George Bush takes a beating from the Left for his use of religious language, but he's a piker when compared to Presidents past, even next to an apotheosis of the "wall of separation" crowd like Jefferson. After all, the current President simply ends his speeches with a "May God continue to bless America" - Jefferson actually assembled his own version of the Gospels for use in proselytizing the Native Americans. Imagine the fun the pundits would have with an edition of the Bible containing a George Bush by-line!

The fact is that the Left simply doesn't "get" religious Christians. In fact, they fear them. A recent Reuters report entitled "Bush's faith worries Albright," released on the occasion of the publication of Madeleine Albright's new book, "The Mighty and the Almighty: Reflections on America, God, and World Affairs" presents a perfect case-in-point.

Reuters, of course, is a Britain-based wire-service, and any opportunity to cast our president as a narrow-minded religious fanatic is ideal grist for their mill - portraying George Bush as an ayatollah in red, white, and blue being a virtual European pass-time, after all. Albright provides the ideal chance and quotes they could have written themselves.
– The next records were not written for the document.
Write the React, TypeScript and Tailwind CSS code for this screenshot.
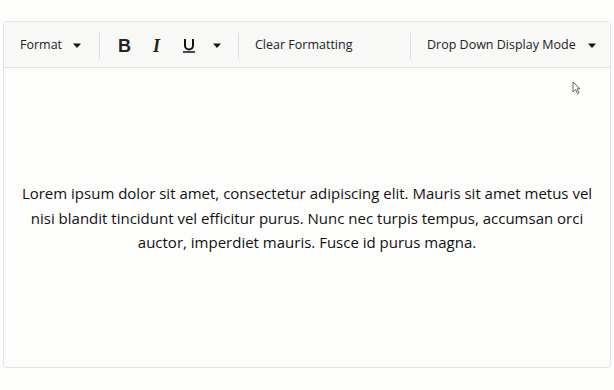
import React from "react";

const Caret = () => (
  <svg width="10" height="6" viewBox="0 0 10 6" className="shrink-0">
    <path d="M1 0.5h8L5 5z" fill="#111" />
  </svg>
);

const Sep = () => <div className="w-px h-[26px] bg-[#dcdcdc] shrink-0" />;

export default function App() {
  return (
    <div
      className="w-[614px] h-[390px] bg-[#fdfdfc] pt-[21px] px-[3px]"
      style={{ fontFamily: '"Open Sans", "Noto Sans", sans-serif' }}
    >
      <div className="h-[347px] border border-[#e3e3e3] rounded-[3px] flex flex-col bg-[#fdfdfc]">
        <div className="h-[46px] pt-[2px] flex items-center bg-[#f8f8f7] border-b border-[#e2e2e2] text-[12.5px] text-[#222]">
          <div className="flex items-center pl-[16px] w-[95px]">
            <span>Format</span>
            <span className="ml-[10px]"><Caret /></span>
          </div>
          <Sep />
          <div className="flex items-center pl-[18px] w-[138px]">
            <span className="font-bold text-[18px] leading-none" style={{ fontFamily: '"Liberation Sans", Arial, sans-serif' }}>B</span>
            <span className="ml-[22px] italic font-bold text-[18px] leading-none" style={{ fontFamily: '"Liberation Serif", serif' }}>I</span>
            <span className="ml-[22px] flex flex-col items-center w-[14px]">
              <svg width="12" height="15" viewBox="0 0 12 15">
                <path d="M2 1v6.5a4 4 0 0 0 8 0V1" fill="none" stroke="#111" strokeWidth="2" />
                <path d="M0 14h12" stroke="#111" strokeWidth="1.5" />
              </svg>
            </span>
            <span className="ml-[16px]"><Caret /></span>
          </div>
          <Sep />
          <div className="pl-[16px] w-[171px]">Clear Formatting</div>
          <Sep />
          <div className="flex items-center pl-[16px]">
            <span>Drop Down Display Mode</span>
            <span className="ml-[11px]"><Caret /></span>
          </div>
        </div>
        <div className="flex-1 relative flex items-center justify-center px-[12px] pt-[1px]">
          <p className="text-center text-[15px] leading-[24.5px] text-[#111]">
            Lorem ipsum dolor sit amet, consectetur adipiscing elit. Mauris sit amet metus vel nisi blandit tincidunt vel efficitur purus. Nunc nec turpis tempus, accumsan orci auctor, imperdiet mauris. Fusce id purus magna.
          </p>
          <svg width="10" height="14" viewBox="0 0 10 14" className="absolute left-[568px] top-[13px]">
            <path d="M1 1v10l2.5-2.5 2 4 1.5-.7-2-4H8z" fill="#fff" stroke="#444" strokeWidth="0.8" />
          </svg>
        </div>
      </div>
    </div>
  );
}
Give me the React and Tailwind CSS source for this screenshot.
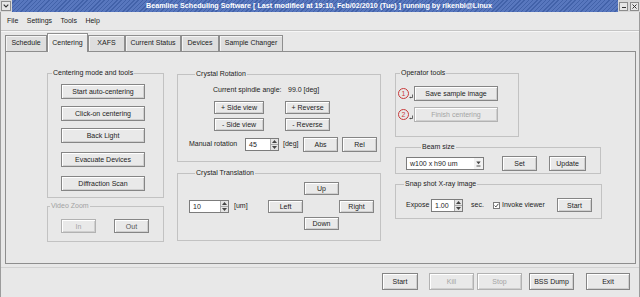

Albright is quoted as saying, "President Bush's certitude about what he believes in, and the division between good and evil, is, I think, different [than Carter's or Clinton's]…" Well good on him for it. Such certitude is always frightening to moral relativists, State Department jet-setters, and those who put a tad too much weight on what European elites say about us. The fact is that a solid grounding in a personal morality provides a president with a solid keel - an important foundation for the ship of state he captains, individual policy decisions aside. It comes as no surprise that a former Clinton Secretary of State and a news organization known for an editorial tendency to entomb the word "evil" in scare-quotes would have trouble with the concept.

Reuters now: "Bush, a Republican, has openly acknowledged his Christian faith informs his decisions as president. He says, for example, that he prayed to God for guidance before invading Iraq." Now help me out here, I thought George Bush invaded Iraq because the "neo-cons" told him to. I know Paul Wolfowitz is good, but he's surely not God. Or was it for oil? Or to avenge daddy? I have even heard it was because Iraq was starting to accept euros instead of dollars for oil. The fact is that there are many, many reasons for every governmental decision. The fact that a man should pray to God and consider his Christian faith for a moment (hopefully more than one) of personal reflection and introspection before making the monumental decision to go to war should disturb no one. On the contrary, it should comfort.

This President's faith is not absolutist. On the contrary, he understands that he leads a multi-cultural, and multi-faith, nation. At a White House event in 2004, Bush responded to a questioner thus, "I want you all to hear me on religion right quick. It is very important for this country to honor religion this way: You can be religious, or you can choose not to be religious, and you're equally American. You have a right in this country to worship freely. It is a fundamental right that must never change. And if you choose to worship the Almighty, you are equally American if you're a Christian, Jew, Muslim or Hindu."

Unlike Yasser Arafat, infamous for saying one thing in English for public consumption and another later, in Arabic, for the home team, Bush says the same to his base. In a 2004 interview with a number of Christian editors and writers and published in Christianity Today magazine, Bush said, "My job is to make sure that, as President, people understand that in this country you can worship any way you choose. And I'll take that a step further. You can be a patriot if you don't believe in the Almighty. You can honor your country and be as patriotic as your neighbor."

Hardly the caricature of the absolutist Christian some like to paint, is it?

Albright has, by her own account, "a very confused religious background." According Reuters she was "[b]orn and raised a Roman Catholic in Czechoslovakia, Britain and then the United States … converted to Anglicanism when she married and only later in life discovered she had Jewish roots." To Albright, "doubt is part of faith," and Reuters holds this in contrast to Bush who, it insists "has alienated Muslims around the world by using absolutist Christian rhetoric to discuss foreign policy issues."

The fact is, it's not people of self-assured faith that endanger us with our enemies abroad - our enemies have strong beliefs and respect others, even Christians and Jews, who also possess strong beliefs and self-assurance. It is, instead, the wishy-washy relativists, filled with self-doubt and even a little bit of self-loathing - weaknesses they can smell like carrion birds sense wounded beasts -- that fill our foes with contempt and endanger us all.